Simple linear regression is a statistical technique allowing us to study the relationship between one dependent variable (denoted y) and one independent variable (denoted x). This relationship can be illustrated using the “best fitting line,” which is calculated using the equation \(\hat{y} = \beta_0 + \beta_1 x\) where:

  • \(\hat{y}\) is the expected value of the dependent variable,
  • \(\beta_0\) is the best fitting line’s intercept with the y axis,
  • \(\beta_1\) is the best fitting line’s slope, and
  • x is the value of the independent variable.

Best Fitting Line Identification

In cases where there are several lines that could possibly serve as the best fitting line, the sum of squares is used to measure each line’s total deviation from the mean value. The line with the lowest sum of squares, indicating the least variation from the data provided, is used as the best fitting line.

The sum of squares is calculated using the formula \(\sum |errors|^2\)

Miles per Gallon vs. Gross Horsepower

An example of simple linear regression can be created using the mtcars dataset packaged with RStudio. Applying the previous equation, the best fitting line is defined as \(MPG = \beta_0 + \beta_1 Horsepower\)

Miles per Gallon vs. Gross Horsepower

This plot was generated using the plotly library. The code for this plot is:

data(mtcars)
y = mtcars$mpg
x = mtcars$hp
mod = lm(y~x)

xax <- list(
  title = "Gross Horsepower",
  titlefont = list(family="Modern Computer Roman")
)

yax <- list(
  title = "Miles Per Gallon",
  titlefont = list(family="Modern Computer Roman")
)

plot_ly(x=x, y=y, type="scatter", mode="markers") %>%
   add_lines(x = x, y = fitted(mod)) %>%
   layout(xaxis = xax, yaxis = yax)

Positive and Negative Correlation

The dependent and independent variables can demonstrate a negative correlation, as shown in the previous plot, or a positive correlation. The following code plots displacement against horsepower using ggplot and demonstrates a positive correlation:

g <-  ggplot(data = mtcars, aes(x = disp, y = hp)) + geom_point()
g + geom_smooth(method="lm") + xlab("Displacement") + ylab("Gross Horsepower")

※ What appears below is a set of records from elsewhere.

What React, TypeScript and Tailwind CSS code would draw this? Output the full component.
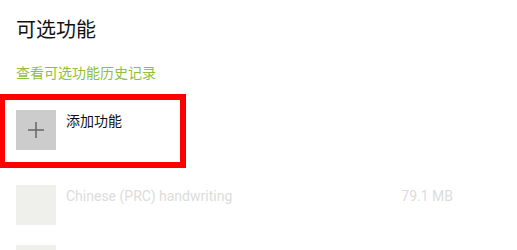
const font = { fontFamily: '"Noto Sans", "Noto Sans CJK SC", sans-serif' }

function FeatureRow({ name, size }: { name: string; size?: string }) {
  return (
    <div className="flex h-[60px] items-start">
      <div className="h-10 w-10 shrink-0 bg-[#efefec]" />
      <div className="ml-[10px] flex w-[387px] justify-between pt-[2px] font-['Roboto',sans-serif] text-[14px] leading-[18px] text-[#dcdcdc]">
        <span>{name}</span>
        {size && <span>{size}</span>}
      </div>
    </div>
  )
}

export default function App() {
  return (
    <div
      className="relative h-[250px] w-[517px] overflow-hidden bg-white pl-4 pt-[17px]"
      style={font}
    >
      <h1 className="text-[20px] leading-[26px] font-normal text-[#111]">可选功能</h1>
      <a className="mt-[21px] block text-[14px] leading-[18px] text-[#8fc03a]">
        查看可选功能历史记录
      </a>

      {/* add feature */}
      <div className="mt-[28px] flex h-[75px] items-start">
        <div className="flex h-10 w-10 shrink-0 items-center justify-center bg-[#cccccc]">
          <svg width="18" height="18" viewBox="0 0 18 18">
            <path d="M9 1v16M1 9h16" stroke="#666" strokeWidth="1.5" />
          </svg>
        </div>
        <span className="ml-[10px] pt-[2px] text-[14px] leading-[18px] text-[#111]">
          添加功能
        </span>
      </div>

      <FeatureRow name="Chinese (PRC) handwriting" size="79.1 MB" />
      <FeatureRow name="" />

      {/* red highlight annotation */}
      <div className="pointer-events-none absolute left-[-1px] top-[94px] h-[74px] w-[187px] border-[6px] border-[#ff0000]" />
    </div>
  )
}
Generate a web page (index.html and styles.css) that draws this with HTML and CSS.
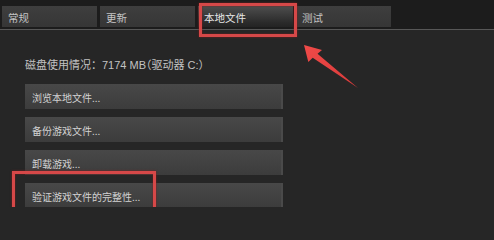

Positive and Negative Correlation

## `geom_smooth()` using formula = 'y ~ x'

Strong Relationship

Some variables represent a strong linear relationship:

## `geom_smooth()` using formula = 'y ~ x'

Weak Relationship

Alternatively, there may not be a strong linear relationship between two variables, as shown by this plot’s wide confidence interval and outlying values:

## `geom_smooth()` using formula = 'y ~ x'